A Literary Analysis

The Listeners

Another Literary Analysis by Maya

Citation: Whelan, Gloria. The Listeners. Chelsea, MI: Sleeping Bear Press, 2009.

Reliability: I could tell that this picture book would be reliable because it is part of a series: Tales of Young Americans Series. The author is an award-winning poet who has also written many other children’s books. She has won awards like the National Book Award. The illustrator has had his work featured in Time, GQ, The New Yorker, and Sports Illustrated.
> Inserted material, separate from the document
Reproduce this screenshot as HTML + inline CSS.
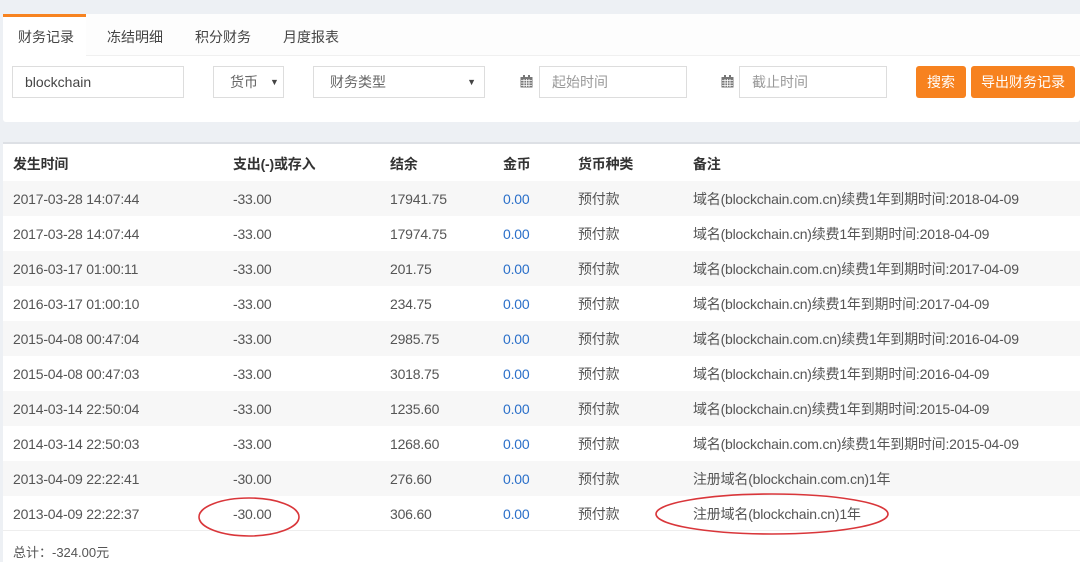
<!DOCTYPE html>
<html><head><meta charset="utf-8"><style>
*{margin:0;padding:0;box-sizing:border-box}
body{width:1080px;height:562px;overflow:hidden;background:#edf0f4;font-family:"Liberation Sans","Noto Sans CJK SC",sans-serif;color:#555;font-size:14px;position:relative}
.a{position:absolute}
.p1{left:3px;top:14px;width:1077px;height:108px;background:#fff;border-radius:3px}
.tabbar{left:3px;top:14px;width:1077px;height:42px;background:#fdfdfd;border-bottom:1px solid #f0f0f0}
.tab{top:0;height:42px;line-height:46px;font-size:14px;color:#444}
.act{left:3px;top:14px;width:83px;height:43px;background:#fff;border-top:3px solid #f78320}
.inp{height:32px;border:1px solid #ddd;background:#fff;line-height:30px;padding-left:12px;color:#999;font-size:14px}
.btn{background:#f7821f;color:#fff;height:32px;line-height:32px;text-align:center;border-radius:3px;font-size:14px}
.p2{left:3px;top:142px;width:1077px;height:420px;background:#fff;border-top:2px solid #dde0e5}
.row{left:3px;width:1077px;height:35px}
.row span{position:absolute;top:1px;line-height:35px;font-size:14px;color:#555;letter-spacing:-0.2px}
.hd span{font-weight:bold;color:#333;line-height:40px}
.b{color:#2a6fc9!important}
</style></head><body>
<div class="a p1"></div>
<div class="a tabbar"></div>
<div class="a act"></div>
<div class="a tab" style="left:18px;top:14px">财务记录</div>
<div class="a tab" style="left:107px;top:14px">冻结明细</div>
<div class="a tab" style="left:195px;top:14px">积分财务</div>
<div class="a tab" style="left:283px;top:14px">月度报表</div>
<div class="a inp" style="left:12px;top:66px;width:172px;color:#444">blockchain</div>
<div class="a inp" style="left:213px;top:66px;width:71px;padding-left:16px;color:#666">货币<span style="position:absolute;left:56px;font-size:9px;color:#444">▼</span></div>
<div class="a inp" style="left:313px;top:66px;width:172px;padding-left:16px;color:#666">财务类型<span style="position:absolute;right:8px;font-size:9px;color:#444">▼</span></div>
<svg class="a" style="left:520px;top:75px" width="13" height="13" viewBox="0 0 13 13"><rect x="0.5" y="2" width="12" height="10.5" fill="#777"/><rect x="3" y="0" width="2" height="3" fill="#777"/><rect x="8" y="0" width="2" height="3" fill="#777"/><path d="M1 5.5h11M1 8h11M1 10.5h11M4 4v8M6.5 4v8M9 4v8" stroke="#fff" stroke-width=".8"/></svg>
<div class="a inp" style="left:539px;top:66px;width:148px">起始时间</div>
<svg class="a" style="left:721px;top:75px" width="13" height="13" viewBox="0 0 13 13"><rect x="0.5" y="2" width="12" height="10.5" fill="#777"/><rect x="3" y="0" width="2" height="3" fill="#777"/><rect x="8" y="0" width="2" height="3" fill="#777"/><path d="M1 5.5h11M1 8h11M1 10.5h11M4 4v8M6.5 4v8M9 4v8" stroke="#fff" stroke-width=".8"/></svg>
<div class="a inp" style="left:739px;top:66px;width:148px">截止时间</div>
<div class="a btn" style="left:916px;top:66px;width:50px">搜索</div>
<div class="a btn" style="left:971px;top:66px;width:104px">导出财务记录</div>
<div class="a p2"></div>
<div class="a row hd" style="top:143px;height:38px"><span style="left:10px">发生时间</span><span style="left:230px">支出(-)或存入</span><span style="left:387px">结余</span><span style="left:500px">金币</span><span style="left:575px">货币种类</span><span style="left:690px">备注</span></div>
<div class="a row" style="top:181px;background:#f7f7f7"><span style="left:10px">2017-03-28 14:07:44</span><span style="left:230px">-33.00</span><span style="left:387px">17941.75</span><span class="b" style="left:500px">0.00</span><span style="left:575px">预付款</span><span style="left:690px">域名(blockchain.com.cn)续费1年到期时间:2018-04-09</span></div>
<div class="a row" style="top:216px"><span style="left:10px">2017-03-28 14:07:44</span><span style="left:230px">-33.00</span><span style="left:387px">17974.75</span><span class="b" style="left:500px">0.00</span><span style="left:575px">预付款</span><span style="left:690px">域名(blockchain.cn)续费1年到期时间:2018-04-09</span></div>
<div class="a row" style="top:251px;background:#f7f7f7"><span style="left:10px">2016-03-17 01:00:11</span><span style="left:230px">-33.00</span><span style="left:387px">201.75</span><span class="b" style="left:500px">0.00</span><span style="left:575px">预付款</span><span style="left:690px">域名(blockchain.com.cn)续费1年到期时间:2017-04-09</span></div>
<div class="a row" style="top:286px"><span style="left:10px">2016-03-17 01:00:10</span><span style="left:230px">-33.00</span><span style="left:387px">234.75</span><span class="b" style="left:500px">0.00</span><span style="left:575px">预付款</span><span style="left:690px">域名(blockchain.cn)续费1年到期时间:2017-04-09</span></div>
<div class="a row" style="top:321px;background:#f7f7f7"><span style="left:10px">2015-04-08 00:47:04</span><span style="left:230px">-33.00</span><span style="left:387px">2985.75</span><span class="b" style="left:500px">0.00</span><span style="left:575px">预付款</span><span style="left:690px">域名(blockchain.com.cn)续费1年到期时间:2016-04-09</span></div>
<div class="a row" style="top:356px"><span style="left:10px">2015-04-08 00:47:03</span><span style="left:230px">-33.00</span><span style="left:387px">3018.75</span><span class="b" style="left:500px">0.00</span><span style="left:575px">预付款</span><span style="left:690px">域名(blockchain.cn)续费1年到期时间:2016-04-09</span></div>
<div class="a row" style="top:391px;background:#f7f7f7"><span style="left:10px">2014-03-14 22:50:04</span><span style="left:230px">-33.00</span><span style="left:387px">1235.60</span><span class="b" style="left:500px">0.00</span><span style="left:575px">预付款</span><span style="left:690px">域名(blockchain.cn)续费1年到期时间:2015-04-09</span></div>
<div class="a row" style="top:426px"><span style="left:10px">2014-03-14 22:50:03</span><span style="left:230px">-33.00</span><span style="left:387px">1268.60</span><span class="b" style="left:500px">0.00</span><span style="left:575px">预付款</span><span style="left:690px">域名(blockchain.com.cn)续费1年到期时间:2015-04-09</span></div>
<div class="a row" style="top:461px;background:#f7f7f7"><span style="left:10px">2013-04-09 22:22:41</span><span style="left:230px">-30.00</span><span style="left:387px">276.60</span><span class="b" style="left:500px">0.00</span><span style="left:575px">预付款</span><span style="left:690px">注册域名(blockchain.com.cn)1年</span></div>
<div class="a row" style="top:496px;border-bottom:1px solid #eee"><span style="left:10px">2013-04-09 22:22:37</span><span style="left:230px">-30.00</span><span style="left:387px">306.60</span><span class="b" style="left:500px">0.00</span><span style="left:575px">预付款</span><span style="left:690px">注册域名(blockchain.cn)1年</span></div>
<div class="a" style="left:13px;top:542px;font-size:13px;color:#555">总计：-324.00元</div>
<svg class="a" style="left:0;top:0" width="1080" height="562"><ellipse cx="249" cy="517" rx="50" ry="19" fill="none" stroke="#d9363a" stroke-width="1.6"/><ellipse cx="772" cy="514" rx="116" ry="20" fill="none" stroke="#d9363a" stroke-width="1.6"/></svg>
</body></html>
Category: I think The Listeners follows a repetitive pattern because every night, Ella May and her friends go back to the Master and Mistress’s house to listen to what they talk about. When they have heard what they need to, the children go back to their parents and report what they heard. The reason the parents don’t sneak out and listen to the Master and Mistress’s conversation is because –even though the author doesn’t say it in the story- the children are much smaller and harder to catch. This basically repeats throughout the whole book without following a boring storyline. The Listeners is an exceptional book with a story on a serious topic.

 

Short Annotation: Ella May, a small girl who is an African-American slave along with her family and friends, listens in with her friends every night to what her Master and Mistress are talking about and reports it to their parents. This extraordinary picture book is recommended for readers of all age.

 

Point of View: 1st Person:

“My friends, Bobby and Sue, are too little to pick cotton like I do”  (4).

“We come home tired” (7).

“I pick with Mammy and Daddy” (16).

 

Tense: Present:

“It’s still dark in the morning when the boss blows on the bugle” (4).

“It’s noon and time to eat” (17).

“We sit in the gallery” (20).

 

Literary Excellence:

Length of Sentence:

“We come home tired” (7 ).

“We got to listen” (7).

“We’re out of bed fast” (4).

“It’s Saturday night” (20).

“My toes won’t like that” (31).

Simile: 

“…fast as foxes…” (11).

“We eat and eat until our bellies are fat as possums” (17).

“I got a smile as big as an alligator’s on my face” (9).

“His words come out as mean as rattlesnakes” (35).

“we make ourselves as small as cotton seeds and as quiet as shadows” (9).

Metaphor:

“The sun and me start our work at the same time” (13).

“In the afternoon the sun melts me so I can hardly pick” (17).

“Fiddles throw music out the windows” (25).

Alliteration: 

“Nobody picks faster than my daddy does” (15).

“We dance and dance until our feet are damp with dew…” (26).

“…the boss blows on the bugle” (4).

“When I go to sleep I pretend my scratchy straw mattress is a bed of roses” (30).

Repetition:

“We dance and dance…”(26).

“We jump and jump on the cotton.” (28).

“We eat and eat…” (17).

Personification: 

”The music talks and talks to us…” ( 9).

 

Connection: text to world: My connection to The Listeners was text to world. During early American history, African-Americans were never equal with “white folks”, being slaves who were bought and sold and forced to work without pay. It was such a sad time in our history, a time when people were valued as things and not beings, seen as less than, simply because of the colour of their skin. In 1863, Abraham Lincoln signed a presidential proclamation freeing millions of slaves in the Southern States. I would like to say that we have come a long way, and I believe we have this part of our world, but unfortunately there are some parts of the world where this still exists. Even though his was a picture book it gave some insight into how families coped in those times of hardship. That even though this didn’t happen during my lifetime, that it’s important to take a look back to study this history to understand how we got to where we are today.